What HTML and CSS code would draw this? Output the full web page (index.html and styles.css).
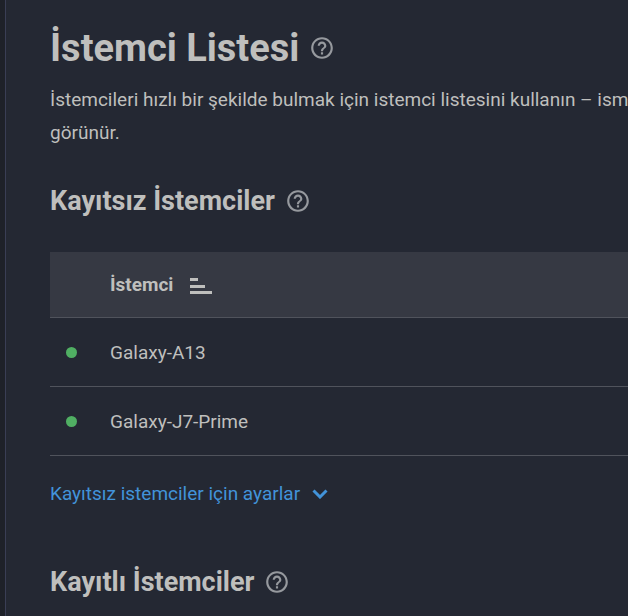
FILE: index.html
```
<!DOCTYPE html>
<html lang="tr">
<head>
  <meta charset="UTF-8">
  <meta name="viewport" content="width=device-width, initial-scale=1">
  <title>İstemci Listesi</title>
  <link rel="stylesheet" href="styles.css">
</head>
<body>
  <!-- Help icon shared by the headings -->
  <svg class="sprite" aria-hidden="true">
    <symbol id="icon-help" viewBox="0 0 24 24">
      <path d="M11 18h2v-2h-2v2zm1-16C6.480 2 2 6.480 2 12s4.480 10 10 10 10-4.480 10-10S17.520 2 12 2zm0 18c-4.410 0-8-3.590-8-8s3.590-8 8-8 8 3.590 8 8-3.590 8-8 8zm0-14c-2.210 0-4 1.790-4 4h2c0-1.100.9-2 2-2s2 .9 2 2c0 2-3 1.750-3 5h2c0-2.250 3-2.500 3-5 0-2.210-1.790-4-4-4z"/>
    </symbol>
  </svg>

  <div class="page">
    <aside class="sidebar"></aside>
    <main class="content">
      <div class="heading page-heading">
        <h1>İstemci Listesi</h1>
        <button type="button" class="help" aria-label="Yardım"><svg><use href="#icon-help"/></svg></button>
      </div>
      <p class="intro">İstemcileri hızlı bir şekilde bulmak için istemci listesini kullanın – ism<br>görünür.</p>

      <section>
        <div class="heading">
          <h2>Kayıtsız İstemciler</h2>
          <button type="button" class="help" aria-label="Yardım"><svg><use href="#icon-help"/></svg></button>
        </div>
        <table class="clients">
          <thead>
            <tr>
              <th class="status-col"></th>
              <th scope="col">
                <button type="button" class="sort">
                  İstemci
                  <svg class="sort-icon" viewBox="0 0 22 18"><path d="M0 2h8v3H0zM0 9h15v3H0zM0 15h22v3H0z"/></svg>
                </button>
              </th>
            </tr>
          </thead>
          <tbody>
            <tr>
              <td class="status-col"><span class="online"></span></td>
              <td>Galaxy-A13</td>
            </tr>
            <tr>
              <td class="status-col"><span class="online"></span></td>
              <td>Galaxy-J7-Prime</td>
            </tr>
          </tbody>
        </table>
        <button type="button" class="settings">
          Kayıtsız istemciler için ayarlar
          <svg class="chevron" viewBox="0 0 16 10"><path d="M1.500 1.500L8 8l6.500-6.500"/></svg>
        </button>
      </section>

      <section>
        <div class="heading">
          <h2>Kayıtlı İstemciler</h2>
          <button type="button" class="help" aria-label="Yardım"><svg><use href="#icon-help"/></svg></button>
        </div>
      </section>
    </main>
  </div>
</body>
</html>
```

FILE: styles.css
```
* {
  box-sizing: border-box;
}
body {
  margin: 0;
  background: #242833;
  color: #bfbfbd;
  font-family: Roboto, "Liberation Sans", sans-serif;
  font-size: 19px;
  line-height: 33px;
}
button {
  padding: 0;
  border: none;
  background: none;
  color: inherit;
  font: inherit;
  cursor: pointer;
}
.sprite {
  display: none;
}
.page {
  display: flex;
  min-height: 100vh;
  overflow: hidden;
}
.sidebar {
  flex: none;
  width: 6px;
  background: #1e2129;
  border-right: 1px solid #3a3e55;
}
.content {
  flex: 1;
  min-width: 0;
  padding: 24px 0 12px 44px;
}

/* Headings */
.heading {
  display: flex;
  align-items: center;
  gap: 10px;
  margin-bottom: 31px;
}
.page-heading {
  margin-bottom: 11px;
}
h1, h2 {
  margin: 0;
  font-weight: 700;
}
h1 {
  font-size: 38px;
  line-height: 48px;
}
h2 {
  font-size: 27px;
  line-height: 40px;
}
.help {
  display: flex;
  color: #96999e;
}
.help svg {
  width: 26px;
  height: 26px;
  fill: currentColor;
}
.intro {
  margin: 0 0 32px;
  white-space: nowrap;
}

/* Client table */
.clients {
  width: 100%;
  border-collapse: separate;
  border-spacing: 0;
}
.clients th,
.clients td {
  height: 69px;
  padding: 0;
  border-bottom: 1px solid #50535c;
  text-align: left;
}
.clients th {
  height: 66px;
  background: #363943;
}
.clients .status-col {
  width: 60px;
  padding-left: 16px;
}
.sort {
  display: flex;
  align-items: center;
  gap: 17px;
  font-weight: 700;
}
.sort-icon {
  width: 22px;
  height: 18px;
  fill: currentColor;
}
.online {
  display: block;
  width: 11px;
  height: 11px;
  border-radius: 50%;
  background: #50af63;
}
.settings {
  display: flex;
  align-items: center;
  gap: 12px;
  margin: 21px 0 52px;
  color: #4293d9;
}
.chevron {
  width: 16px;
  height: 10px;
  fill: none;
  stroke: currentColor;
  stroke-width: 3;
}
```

════════════════════

*What you need to do*. Return each line exactly as written. Any picture gets left out.

*Answer to the problem*.
What HTML and CSS code would draw this? Output the full web page (index.html and styles.css).
FILE: index.html
```
<!DOCTYPE html>
<html lang="tr">
<head>
  <meta charset="UTF-8">
  <meta name="viewport" content="width=device-width, initial-scale=1">
  <title>İstemci Listesi</title>
  <link rel="stylesheet" href="styles.css">
</head>
<body>
  <!-- Help icon shared by the headings -->
  <svg class="sprite" aria-hidden="true">
    <symbol id="icon-help" viewBox="0 0 24 24">
      <path d="M11 18h2v-2h-2v2zm1-16C6.480 2 2 6.480 2 12s4.480 10 10 10 10-4.480 10-10S17.520 2 12 2zm0 18c-4.410 0-8-3.590-8-8s3.590-8 8-8 8 3.590 8 8-3.590 8-8 8zm0-14c-2.210 0-4 1.790-4 4h2c0-1.100.9-2 2-2s2 .9 2 2c0 2-3 1.750-3 5h2c0-2.250 3-2.500 3-5 0-2.210-1.790-4-4-4z"/>
    </symbol>
  </svg>

  <div class="page">
    <aside class="sidebar"></aside>
    <main class="content">
      <div class="heading page-heading">
        <h1>İstemci Listesi</h1>
        <button type="button" class="help" aria-label="Yardım"><svg><use href="#icon-help"/></svg></button>
      </div>
      <p class="intro">İstemcileri hızlı bir şekilde bulmak için istemci listesini kullanın – ism<br>görünür.</p>

      <section>
        <div class="heading">
          <h2>Kayıtsız İstemciler</h2>
          <button type="button" class="help" aria-label="Yardım"><svg><use href="#icon-help"/></svg></button>
        </div>
        <table class="clients">
          <thead>
            <tr>
              <th class="status-col"></th>
              <th scope="col">
                <button type="button" class="sort">
                  İstemci
                  <svg class="sort-icon" viewBox="0 0 22 18"><path d="M0 2h8v3H0zM0 9h15v3H0zM0 15h22v3H0z"/></svg>
                </button>
              </th>
            </tr>
          </thead>
          <tbody>
            <tr>
              <td class="status-col"><span class="online"></span></td>
              <td>Galaxy-A13</td>
            </tr>
            <tr>
              <td class="status-col"><span class="online"></span></td>
              <td>Galaxy-J7-Prime</td>
            </tr>
          </tbody>
        </table>
        <button type="button" class="settings">
          Kayıtsız istemciler için ayarlar
          <svg class="chevron" viewBox="0 0 16 10"><path d="M1.500 1.500L8 8l6.500-6.500"/></svg>
        </button>
      </section>

      <section>
        <div class="heading">
          <h2>Kayıtlı İstemciler</h2>
          <button type="button" class="help" aria-label="Yardım"><svg><use href="#icon-help"/></svg></button>
        </div>
      </section>
    </main>
  </div>
</body>
</html>
```

FILE: styles.css
```
* {
  box-sizing: border-box;
}
body {
  margin: 0;
  background: #242833;
  color: #bfbfbd;
  font-family: Roboto, "Liberation Sans", sans-serif;
  font-size: 19px;
  line-height: 33px;
}
button {
  padding: 0;
  border: none;
  background: none;
  color: inherit;
  font: inherit;
  cursor: pointer;
}
.sprite {
  display: none;
}
.page {
  display: flex;
  min-height: 100vh;
  overflow: hidden;
}
.sidebar {
  flex: none;
  width: 6px;
  background: #1e2129;
  border-right: 1px solid #3a3e55;
}
.content {
  flex: 1;
  min-width: 0;
  padding: 24px 0 12px 44px;
}

/* Headings */
.heading {
  display: flex;
  align-items: center;
  gap: 10px;
  margin-bottom: 31px;
}
.page-heading {
  margin-bottom: 11px;
}
h1, h2 {
  margin: 0;
  font-weight: 700;
}
h1 {
  font-size: 38px;
  line-height: 48px;
}
h2 {
  font-size: 27px;
  line-height: 40px;
}
.help {
  display: flex;
  color: #96999e;
}
.help svg {
  width: 26px;
  height: 26px;
  fill: currentColor;
}
.intro {
  margin: 0 0 32px;
  white-space: nowrap;
}

/* Client table */
.clients {
  width: 100%;
  border-collapse: separate;
  border-spacing: 0;
}
.clients th,
.clients td {
  height: 69px;
  padding: 0;
  border-bottom: 1px solid #50535c;
  text-align: left;
}
.clients th {
  height: 66px;
  background: #363943;
}
.clients .status-col {
  width: 60px;
  padding-left: 16px;
}
.sort {
  display: flex;
  align-items: center;
  gap: 17px;
  font-weight: 700;
}
.sort-icon {
  width: 22px;
  height: 18px;
  fill: currentColor;
}
.online {
  display: block;
  width: 11px;
  height: 11px;
  border-radius: 50%;
  background: #50af63;
}
.settings {
  display: flex;
  align-items: center;
  gap: 12px;
  margin: 21px 0 52px;
  color: #4293d9;
}
.chevron {
  width: 16px;
  height: 10px;
  fill: none;
  stroke: currentColor;
  stroke-width: 3;
}
```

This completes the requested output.